After we seed the flats in the greenhouse, we move on to our coldframes.  This is also more expensive per square foot to operate than field production (because of infrastructure costs, and also because of labor costs, as most of the work in the coldframes has to be done by hand).   It is more expensive than regular field production, but not nearly as much as the heated greenhouse space.  In these tunnels we use a Korean Jang seeder that is pushed by hand and is similar to what we use in the field.  This seeder puts down an adjustable rate of seed into row in the soil in closely spaced rows.  The seeder is like a more professional version of an Earthway Seeder, which is used by many home gardeners.  We seed when soil and air temperatures are starting to rise but while it is still cold so that weed seed germination is low.  Since we are seeding into cold soil we have to plant more seeds to compensate for slightly lower germination than we would get in the temperature controlled greenhouse.  Since it has been cloudy and cold, we also put some clear plastic over the seeded soil until the seeds sprout.  This plastic keeps the seeds a little bit warmer, and thus helps speed germination and maturity of the crop.  In these tunnels we plant more densely than in the field, and feed the plants more compost mix to get as many vegetables as we can from this coldframe space.  These coldframe plantings yield harvestable crops like lettuce mix, spinach, cilantro, radishes, and other fast-growing cold weather crops.  This year three out of the four coldframes were seeded on March 25th, 10 days after the initial seeding in the heated greenhouse.

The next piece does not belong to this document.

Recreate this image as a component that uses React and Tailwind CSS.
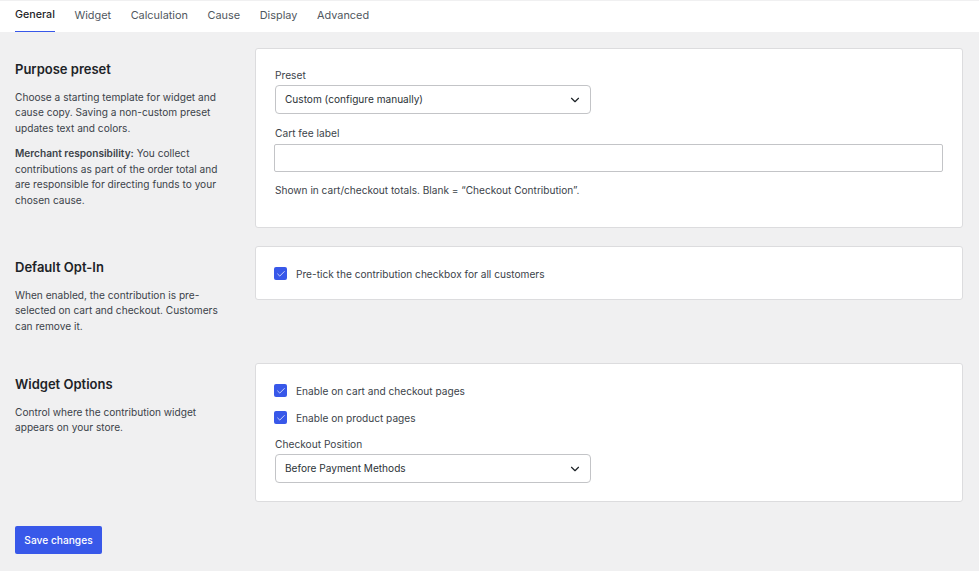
import { Check, ChevronDown } from 'lucide-react'

const tabs = ['General', 'Widget', 'Calculation', 'Cause', 'Display', 'Advanced']

function SelectBox({ value }) {
  return (
    <div className="flex h-[29px] w-[316px] items-center justify-between rounded-[4px] border border-[#c3c4c7] bg-white pl-[9px] pr-[8px] text-[10.1px] text-[#2c3338]">
      <span>{value}</span>
      <ChevronDown size={14} strokeWidth={2} className="text-[#1d2327]" />
    </div>
  )
}

function CheckRow({ label }) {
  return (
    <div className="-ml-px flex h-[13px] items-center gap-[9px]">
      <span className="flex size-[13px] items-center justify-center rounded-[2px] bg-[#3858e9]">
        <Check size={10} strokeWidth={1.75} className="text-white" />
      </span>
      <span className="pt-[2px] text-[10.15px] text-[#3c434a]">{label}</span>
    </div>
  )
}

function Section({ title, children, body, className }) {
  return (
    <section className={`flex items-start ${className}`}>
      <div className="w-[240px] shrink-0 pt-[12px] pr-[25px]">
        <h2 className="text-[13px] leading-[18px] font-semibold text-[#1d2327]">{title}</h2>
        <div className="mt-[11.5px] text-[10.15px] leading-[15.75px] text-[#3c434a]">{body}</div>
      </div>
      <div className="w-[708px] rounded-[3px] border border-[#dcdcde] bg-white px-[19px]">
        {children}
      </div>
    </section>
  )
}

export default function App() {
  return (
    <div className="min-h-[571px] bg-[#f0f0f1] font-['Inter',sans-serif]">
      <nav className="flex h-[32px] gap-[19.6px] border-t border-[#f0f0f1] bg-white px-[15px]">
        {tabs.map((tab, i) => (
          <div
            key={tab}
            className={`flex h-[31px] items-center border-b pb-px ${
              i === 0 ? 'border-[#3858e9] text-[10.7px] font-medium text-[#1d2327]' : 'border-transparent text-[10.9px] text-[#50575e]'
            }`}
          >
            {tab}
          </div>
        ))}
      </nav>

      <main className="px-[15px] pt-[16px]">
        <Section
          title="Purpose preset"
          className="mb-[18px]"
          body={
            <>
              <p>Choose a starting template for widget and cause copy. Saving a non-custom preset updates text and colors.</p>
              <p className="mt-[9px]">
                <strong className="font-semibold">Merchant responsibility:</strong> You collect contributions as part of the order total and are responsible for directing funds to your chosen cause.
              </p>
            </>
          }
        >
          <div className="h-[178px] pt-[19px]">
            <label className="mb-[3px] block text-[10.2px] leading-[14px] text-[#3c434a]">Preset</label>
            <SelectBox value="Custom (configure manually)" />
            <label className="mt-[12px] mb-[4px] block text-[10.2px] leading-[14px] text-[#3c434a]">Cart fee label</label>
            <div className="-ml-px h-[28px] w-[669px] rounded-[2px] border border-[#c3c4c7] bg-white" />
            <p className="mt-[10px] text-[10.1px] leading-[16px] text-[#3c434a]">
              Shown in cart/checkout totals. Blank = “Checkout Contribution”.
            </p>
          </div>
        </Section>

        <Section
          title="Default Opt-In"
          className="mb-[18px] h-[99px]"
          body="When enabled, the contribution is pre-selected on cart and checkout. Customers can remove it."
        >
          <div className="flex h-[52px] items-center pt-px">
            <CheckRow label="Pre-tick the contribution checkbox for all customers" />
          </div>
        </Section>

        <Section
          title="Widget Options"
          body="Control where the contribution widget appears on your store."
        >
          <div className="h-[137px] pt-[20px]">
            <CheckRow label="Enable on cart and checkout pages" />
            <div className="mt-[14px]">
              <CheckRow label="Enable on product pages" />
            </div>
            <label className="mt-[13px] mb-[3px] block text-[10.2px] leading-[14px] text-[#3c434a]">Checkout Position</label>
            <SelectBox value="Before Payment Methods" />
          </div>
        </Section>

        <button className="mt-[24px] mb-[17px] block h-[28px] w-[87px] rounded-[2px] bg-[#3858e9] pt-px text-[10.2px] font-medium text-white">
          Save changes
        </button>
      </main>
    </div>
  )
}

We put clear plastic over the seeds in the coldframes to give them an extra layer of
 warmth so they will germinate more quickly.  Kind of like a solar coat for plants.

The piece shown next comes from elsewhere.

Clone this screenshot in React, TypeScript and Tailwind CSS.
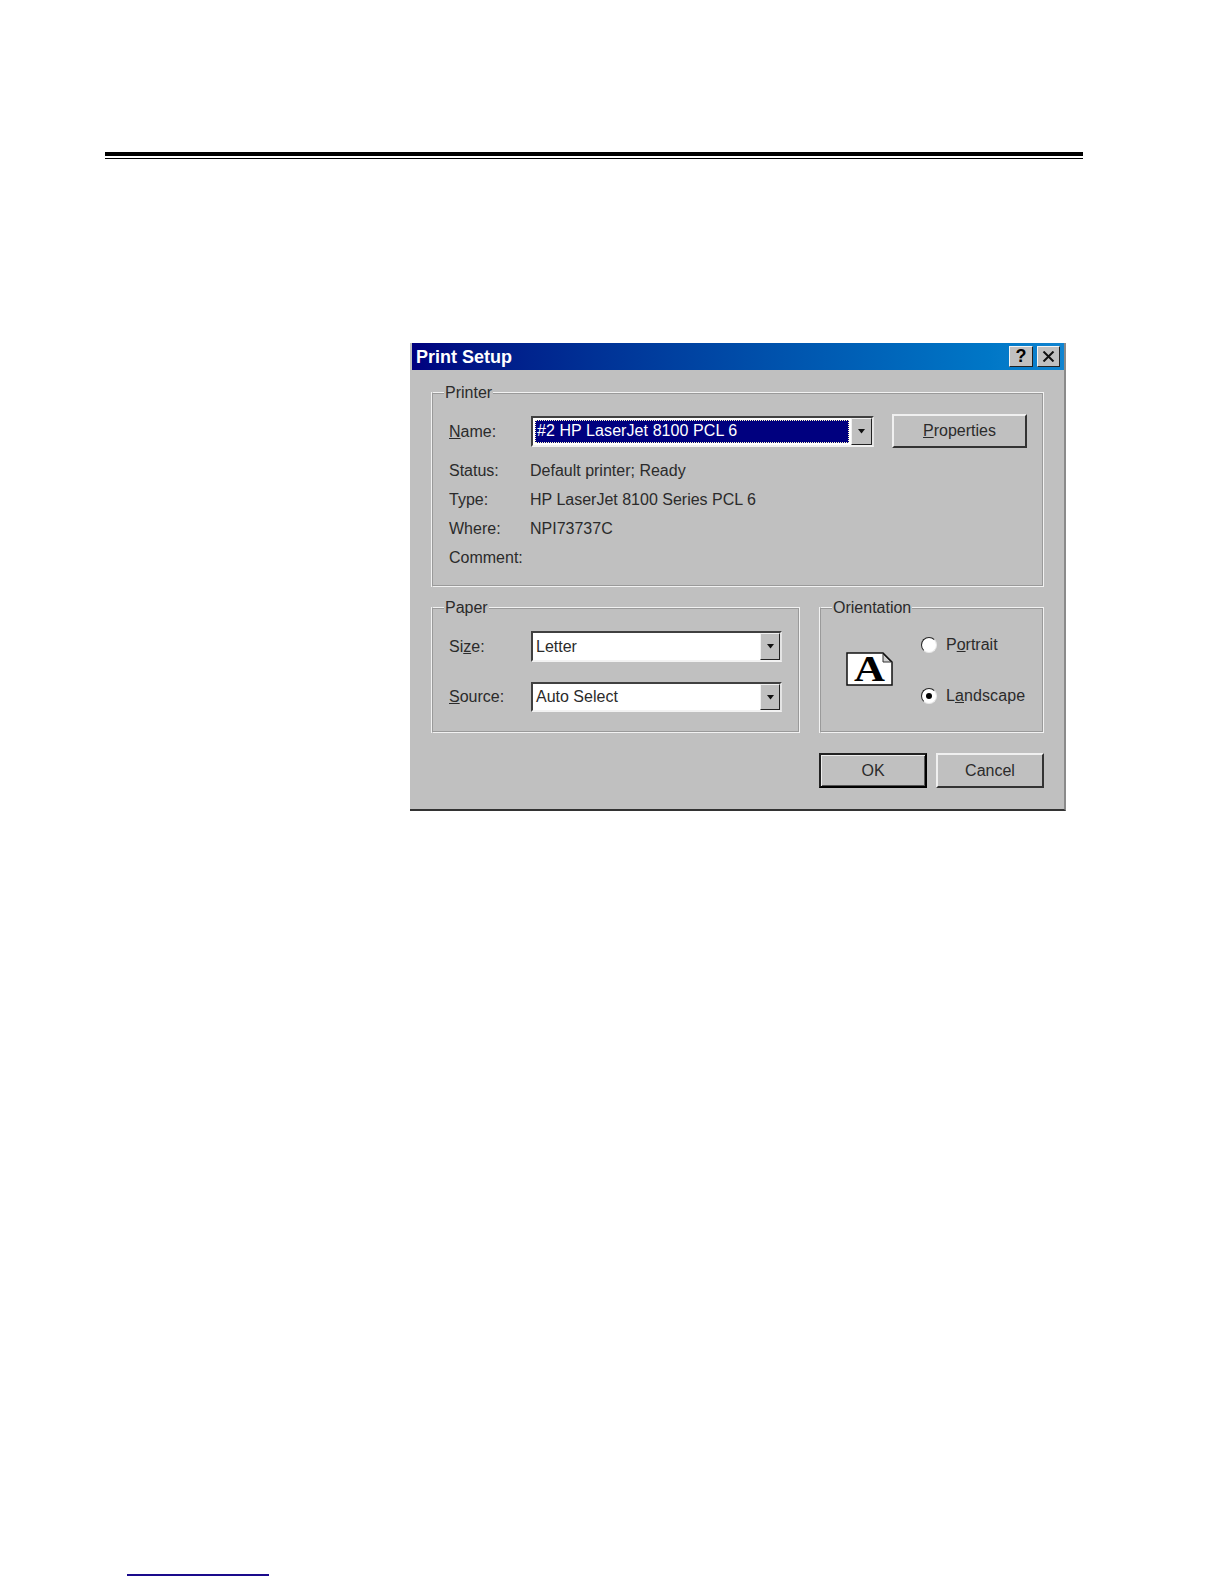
const font = "font-['Liberation_Sans',Arial,sans-serif]";

const Group = ({ title, className, children }: { title: string; className: string; children: React.ReactNode }) => (
  <div className={`relative border border-t-[#f2f2f2] border-l-[#9a9a9a] border-r-[#f2f2f2] border-b-[#f2f2f2] shadow-[inset_0_1px_0_#9a9a9a,inset_-1px_-1px_0_#9a9a9a,-1px_0_0_#f2f2f2] ${className}`}>
    <span className="absolute -top-[10px] left-[11px] bg-[#c0c0c0] px-[1px] text-[16px] leading-[20px]">{title}</span>
    {children}
  </div>
);

const Combo = ({ value, selected, arrow, className }: { value: string; selected?: boolean; arrow: string; className: string }) => (
  <div className={`flex border-2 border-t-[#404040] border-l-[#404040] border-r-[#e4e4e4] border-b-[#f2f2f2] ${className}`}>
    <div className={`flex min-w-0 flex-1 items-center ${selected ? 'bg-white p-[2px]' : 'bg-white pl-[3px]'}`}>
      {selected ? (
        <span className="flex h-full w-full items-center border border-dotted border-[#fff8c8] bg-[#00007f] pl-[1px] text-[16px] tracking-[0.08px] text-white">{value}</span>
      ) : (
        <span className="text-[16px]">{value}</span>
      )}
    </div>
    <div className={`flex items-center justify-center border border-t-[#f0f0f0] border-l-[#f0f0f0] border-r-[#222222] border-b-[#222222] bg-[#c0c0c0] ${arrow}`}>
      <svg width="9" height="5" viewBox="0 0 9 5"><path d="M1 0h7L4.500 4.500z" fill="#111" /></svg>
    </div>
  </div>
);

const Button = ({ children, primary, className }: { children: React.ReactNode; primary?: boolean; className: string }) => (
  <div className={`flex items-center justify-center text-[16px] ${primary ? 'border-2 border-t-[#222222] border-l-[#222222] border-r-[#000000] border-b-[#000000] shadow-[inset_1px_1px_0_#eeeeee,inset_-1px_-1px_0_#555555]' : 'border-2 border-t-[#f0f0f0] border-l-[#f0f0f0] border-r-[#333333] border-b-[#333333]'} ${className}`}>
    {children}
  </div>
);

const Radio = ({ checked }: { checked?: boolean }) => (
  <span className="flex h-[16px] w-[16px] items-center justify-center rounded-full border border-t-[#222222] border-l-[#222222] border-r-[#e8e8e8] border-b-[#e8e8e8] bg-white">
    {checked && <span className="h-[6px] w-[6px] rounded-full bg-black" />}
  </span>
);

const InfoRow = ({ label, value }: { label: string; value?: string }) => (
  <div className="flex h-[29px] items-center">
    <span className="w-[81px]">{label}</span>
    <span>{value}</span>
  </div>
);

const TitleButton = ({ className, children }: { className: string; children: React.ReactNode }) => (
  <span className={`flex h-[21px] items-center justify-center border border-t-[#f4f4f4] border-l-[#f4f4f4] border-r-[#222222] border-b-[#222222] bg-[#c0c0c0] ${className}`}>
    {children}
  </span>
);

export default function App() {
  return (
    <div className={`${font} min-h-[1584px] bg-white pt-[152px] text-[16px] text-[#2b2b2b]`}>
      <div className="mx-[105px] w-[978px]">
        <div className="h-[4px] bg-black" />
        <div className="mt-[2px] h-[1px] bg-black" />
      </div>

      <div className="ml-[410px] mt-[184px] flex h-[468px] w-[656px] flex-col border-r-2 border-b-2 border-r-[#8a8a8a] border-b-[#333333] bg-[#c0c0c0] pl-[2px]">
        <div className="flex h-[27px] items-center justify-between bg-gradient-to-r from-[#00007f] to-[#1084d0] pl-[4px] pr-[4px]">
          <span className="mt-[1px] text-[18px] font-bold text-white">Print Setup</span>
          <div className="flex gap-[4px]">
            <TitleButton className="w-[24px] text-[18px] font-bold text-black">?</TitleButton>
            <TitleButton className="w-[23px]">
              <svg width="13" height="11" viewBox="0 0 13 11"><path d="M1.500 0.500l10 10M11.500 0.500l-10 10" stroke="#111" strokeWidth="2" /></svg>
            </TitleButton>
          </div>
        </div>

        <div className="flex flex-col pl-[20px] pr-[20px] pt-[22px]">
          <Group title="Printer" className="h-[195px] w-[612px] pl-[16px] pt-[21px]">
            <div className="flex items-center">
              <span className="mt-[2px] w-[82px]"><u>N</u>ame:</span>
              <Combo value="#2 HP LaserJet 8100 PCL 6" selected arrow="w-[21px]" className="h-[31px] w-[343px]" />
              <Button className="ml-[18px] h-[34px] w-[135px]"><span><u>P</u>roperties</span></Button>
            </div>
            <div className="mt-[8px] flex flex-col">
              <InfoRow label="Status:" value="Default printer; Ready" />
              <InfoRow label="Type:" value="HP LaserJet 8100 Series PCL 6" />
              <InfoRow label="Where:" value="NPI73737C" />
              <InfoRow label="Comment:" />
            </div>
          </Group>

          <div className="mt-[20px] flex gap-[20px]">
            <Group title="Paper" className="h-[126px] w-[368px] pl-[16px] pt-[23px]">
              <div className="flex items-center">
                <span className="w-[82px]">Si<u>z</u>e:</span>
                <Combo value="Letter" arrow="w-[20px]" className="h-[31px] w-[251px]" />
              </div>
              <div className="mt-[20px] flex items-center">
                <span className="w-[82px]"><u>S</u>ource:</span>
                <Combo value="Auto Select" arrow="w-[20px]" className="h-[30px] w-[251px]" />
              </div>
            </Group>

            <Group title="Orientation" className="flex h-[126px] w-[224px] items-center pl-[25px]">
              <svg width="47" height="34" viewBox="0 0 47 34" className="mt-[-2px] overflow-visible">
                <path d="M1 1h36l9 9v23H1z" fill="#fff" stroke="#111" strokeWidth="1.500" />
                <path d="M37 2v8h8z" fill="#d0d0d0" stroke="#333" />
                <text x="8" y="29" textLength="31" lengthAdjust="spacingAndGlyphs" fontFamily="'Liberation Serif',serif" fontWeight="700" fontSize="36" fill="#000">A</text>
              </svg>
              <div className="ml-[28px] flex flex-col gap-[27px]">
                <label className="flex items-center gap-[9px]"><Radio /><span>P<u>o</u>rtrait</span></label>
                <label className="flex items-center gap-[9px]"><Radio checked /><span className="tracking-[0.1px]">L<u>a</u>ndscape</span></label>
              </div>
            </Group>
          </div>

          <div className="mt-[20px] flex w-[612px] justify-end gap-[9px]">
            <Button primary className="h-[35px] w-[108px]">OK</Button>
            <Button className="h-[35px] w-[108px]">Cancel</Button>
          </div>
        </div>
      </div>

      <div className="ml-[127px] mt-[763px] h-[2px] w-[142px] bg-[#1a0a8c]" />
    </div>
  );
}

In the field, we wait until the soil is dry enough to work with the tractor and not get stuck, usually around the 2nd week of April.  The first spring field seeding is the most anticipated field event of the year, and we seed many beds with a bigger version of the Jang seeder pulled behind a tractor.  We then cover the planted rows with a small mini greenhouse called a low tunnel.  The low tunnels are put in by a simple machine pulled behind a tractor, and they will speed and improve germination by warming the cold soil.  These tunnels are only about 16 inches high and around 32-36 inches wide.  Rows of seeds under these tunnels are planted less densely than either the coldframes or greenhouse, and germination is more variable due to having the most exposure to what the weather brings.  It is also much cheaper per square foot than the coldframes or greenhouse.  Total yields are much greater as well, since we can easily plant larger areas.  These low tunnel crops are lettuce, carrots, beets, spinach, and other cool season crops.  The first carrots for our CSA drop-offs are from these low tunnels, as are a few other crops, depending on what the weather does in a given year.

All of these techniques help get our crops off to a faster start and allow us to have all of our veggies earlier in the year than we would otherwise, so in a few short months we’ll be harvesting yummy food from the seeds we’re planting now!